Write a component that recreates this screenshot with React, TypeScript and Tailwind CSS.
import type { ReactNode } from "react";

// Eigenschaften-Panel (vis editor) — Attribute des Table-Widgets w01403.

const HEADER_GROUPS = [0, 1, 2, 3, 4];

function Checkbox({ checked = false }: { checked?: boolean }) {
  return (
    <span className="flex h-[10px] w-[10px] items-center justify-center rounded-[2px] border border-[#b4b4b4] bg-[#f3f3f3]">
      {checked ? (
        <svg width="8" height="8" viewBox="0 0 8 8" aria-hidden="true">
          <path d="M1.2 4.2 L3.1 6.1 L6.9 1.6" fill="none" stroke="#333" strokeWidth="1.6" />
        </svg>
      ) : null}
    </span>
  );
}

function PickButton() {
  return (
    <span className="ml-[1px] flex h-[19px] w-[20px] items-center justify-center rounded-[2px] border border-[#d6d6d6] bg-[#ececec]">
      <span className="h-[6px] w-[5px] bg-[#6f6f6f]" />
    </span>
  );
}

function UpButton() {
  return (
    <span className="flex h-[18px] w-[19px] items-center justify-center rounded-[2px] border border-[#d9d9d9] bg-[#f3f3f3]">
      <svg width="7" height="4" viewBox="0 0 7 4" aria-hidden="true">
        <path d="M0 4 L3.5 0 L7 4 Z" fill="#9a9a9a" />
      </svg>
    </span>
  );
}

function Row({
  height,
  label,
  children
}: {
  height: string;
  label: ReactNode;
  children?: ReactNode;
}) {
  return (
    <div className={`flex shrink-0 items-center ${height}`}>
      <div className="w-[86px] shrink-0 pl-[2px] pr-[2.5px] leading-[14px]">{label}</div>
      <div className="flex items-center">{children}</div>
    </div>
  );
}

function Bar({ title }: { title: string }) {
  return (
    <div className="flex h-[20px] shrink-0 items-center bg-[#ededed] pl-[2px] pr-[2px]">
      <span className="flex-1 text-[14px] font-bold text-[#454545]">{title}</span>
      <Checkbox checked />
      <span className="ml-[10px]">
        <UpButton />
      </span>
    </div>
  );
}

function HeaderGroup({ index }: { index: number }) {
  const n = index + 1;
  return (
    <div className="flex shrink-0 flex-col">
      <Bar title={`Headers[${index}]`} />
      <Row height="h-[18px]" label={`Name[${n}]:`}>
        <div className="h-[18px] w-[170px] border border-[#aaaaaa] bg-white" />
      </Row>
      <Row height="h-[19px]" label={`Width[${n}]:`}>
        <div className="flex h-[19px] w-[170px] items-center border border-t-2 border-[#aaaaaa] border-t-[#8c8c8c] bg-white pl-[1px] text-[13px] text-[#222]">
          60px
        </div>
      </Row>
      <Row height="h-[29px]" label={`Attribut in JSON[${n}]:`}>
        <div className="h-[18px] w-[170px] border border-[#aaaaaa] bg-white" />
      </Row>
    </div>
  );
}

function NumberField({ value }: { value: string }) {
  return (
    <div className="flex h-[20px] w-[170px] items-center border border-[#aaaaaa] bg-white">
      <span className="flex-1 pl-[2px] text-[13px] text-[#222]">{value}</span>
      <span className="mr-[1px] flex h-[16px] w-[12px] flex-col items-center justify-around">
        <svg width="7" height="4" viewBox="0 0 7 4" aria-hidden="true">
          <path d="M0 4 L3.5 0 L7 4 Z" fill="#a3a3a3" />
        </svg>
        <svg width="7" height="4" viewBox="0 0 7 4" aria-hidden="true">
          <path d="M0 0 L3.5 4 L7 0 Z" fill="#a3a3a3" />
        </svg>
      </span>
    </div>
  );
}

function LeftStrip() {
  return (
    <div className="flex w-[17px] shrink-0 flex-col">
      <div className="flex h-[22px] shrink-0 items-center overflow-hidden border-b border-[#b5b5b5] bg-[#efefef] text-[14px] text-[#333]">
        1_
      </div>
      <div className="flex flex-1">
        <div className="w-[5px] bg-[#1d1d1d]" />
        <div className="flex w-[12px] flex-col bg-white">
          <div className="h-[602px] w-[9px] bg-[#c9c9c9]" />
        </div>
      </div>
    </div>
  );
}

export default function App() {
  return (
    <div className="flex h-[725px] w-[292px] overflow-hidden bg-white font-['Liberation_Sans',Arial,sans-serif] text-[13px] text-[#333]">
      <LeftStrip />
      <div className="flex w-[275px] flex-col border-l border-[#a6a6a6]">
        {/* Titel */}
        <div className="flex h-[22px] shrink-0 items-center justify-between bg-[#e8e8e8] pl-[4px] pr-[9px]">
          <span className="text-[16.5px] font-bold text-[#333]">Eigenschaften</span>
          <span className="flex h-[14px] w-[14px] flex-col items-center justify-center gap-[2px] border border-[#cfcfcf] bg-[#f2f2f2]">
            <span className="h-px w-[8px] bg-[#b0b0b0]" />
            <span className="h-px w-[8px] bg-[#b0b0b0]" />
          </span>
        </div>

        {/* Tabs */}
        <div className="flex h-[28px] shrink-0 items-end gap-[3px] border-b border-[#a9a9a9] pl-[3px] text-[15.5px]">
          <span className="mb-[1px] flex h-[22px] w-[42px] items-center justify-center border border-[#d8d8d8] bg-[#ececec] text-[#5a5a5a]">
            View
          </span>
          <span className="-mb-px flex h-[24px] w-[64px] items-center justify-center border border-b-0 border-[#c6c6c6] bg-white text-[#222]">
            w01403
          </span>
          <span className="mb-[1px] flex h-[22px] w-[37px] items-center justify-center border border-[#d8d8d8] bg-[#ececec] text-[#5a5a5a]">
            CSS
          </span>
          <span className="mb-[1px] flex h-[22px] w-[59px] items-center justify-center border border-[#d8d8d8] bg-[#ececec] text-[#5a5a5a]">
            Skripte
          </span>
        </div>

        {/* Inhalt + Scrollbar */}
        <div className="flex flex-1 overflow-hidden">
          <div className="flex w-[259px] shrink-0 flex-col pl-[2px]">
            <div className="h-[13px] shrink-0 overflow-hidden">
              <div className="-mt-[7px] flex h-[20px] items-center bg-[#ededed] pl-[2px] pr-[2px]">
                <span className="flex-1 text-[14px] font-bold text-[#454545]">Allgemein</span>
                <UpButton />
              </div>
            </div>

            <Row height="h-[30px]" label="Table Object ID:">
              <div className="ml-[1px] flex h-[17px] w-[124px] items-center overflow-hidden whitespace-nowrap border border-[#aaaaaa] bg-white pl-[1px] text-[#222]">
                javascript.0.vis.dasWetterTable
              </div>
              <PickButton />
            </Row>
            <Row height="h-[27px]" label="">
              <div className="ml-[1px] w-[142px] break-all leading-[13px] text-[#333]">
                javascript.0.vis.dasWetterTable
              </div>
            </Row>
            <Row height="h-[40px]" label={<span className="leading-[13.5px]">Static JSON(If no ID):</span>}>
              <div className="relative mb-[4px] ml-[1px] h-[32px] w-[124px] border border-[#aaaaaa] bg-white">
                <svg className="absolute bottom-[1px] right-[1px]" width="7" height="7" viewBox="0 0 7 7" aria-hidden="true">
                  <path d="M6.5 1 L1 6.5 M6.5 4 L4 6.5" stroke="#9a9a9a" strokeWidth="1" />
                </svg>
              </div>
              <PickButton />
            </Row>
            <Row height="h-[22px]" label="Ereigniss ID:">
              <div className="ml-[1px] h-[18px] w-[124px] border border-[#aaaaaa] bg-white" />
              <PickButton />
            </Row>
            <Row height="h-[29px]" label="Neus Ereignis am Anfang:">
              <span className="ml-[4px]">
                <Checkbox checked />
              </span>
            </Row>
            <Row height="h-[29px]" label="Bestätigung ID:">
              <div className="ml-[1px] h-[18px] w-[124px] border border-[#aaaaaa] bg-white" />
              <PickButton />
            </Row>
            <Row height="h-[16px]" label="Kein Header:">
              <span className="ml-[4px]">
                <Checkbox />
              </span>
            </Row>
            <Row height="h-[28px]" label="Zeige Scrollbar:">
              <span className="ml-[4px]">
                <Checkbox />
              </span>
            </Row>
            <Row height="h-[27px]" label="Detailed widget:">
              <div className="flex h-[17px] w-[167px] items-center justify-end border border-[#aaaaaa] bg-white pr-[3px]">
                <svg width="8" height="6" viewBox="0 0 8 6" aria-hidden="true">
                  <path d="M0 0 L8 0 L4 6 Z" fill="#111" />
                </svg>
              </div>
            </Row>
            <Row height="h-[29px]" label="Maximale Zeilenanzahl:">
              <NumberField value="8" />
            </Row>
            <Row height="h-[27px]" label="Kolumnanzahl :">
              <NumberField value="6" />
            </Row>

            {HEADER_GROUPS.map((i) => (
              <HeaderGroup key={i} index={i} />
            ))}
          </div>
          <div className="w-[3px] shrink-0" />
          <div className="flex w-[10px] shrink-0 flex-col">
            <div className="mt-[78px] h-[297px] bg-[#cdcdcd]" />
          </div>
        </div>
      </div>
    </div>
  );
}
───
#### Written exercise:
Starting with the first line of the data above, copy each line exactly until you reach the line with "const HEADER_GROUPS = [0, 1, 2, 3, 4];"; include that line as well.

#### Response:
Write a component that recreates this screenshot with React, TypeScript and Tailwind CSS.
import type { ReactNode } from "react";

// Eigenschaften-Panel (vis editor) — Attribute des Table-Widgets w01403.

const HEADER_GROUPS = [0, 1, 2, 3, 4];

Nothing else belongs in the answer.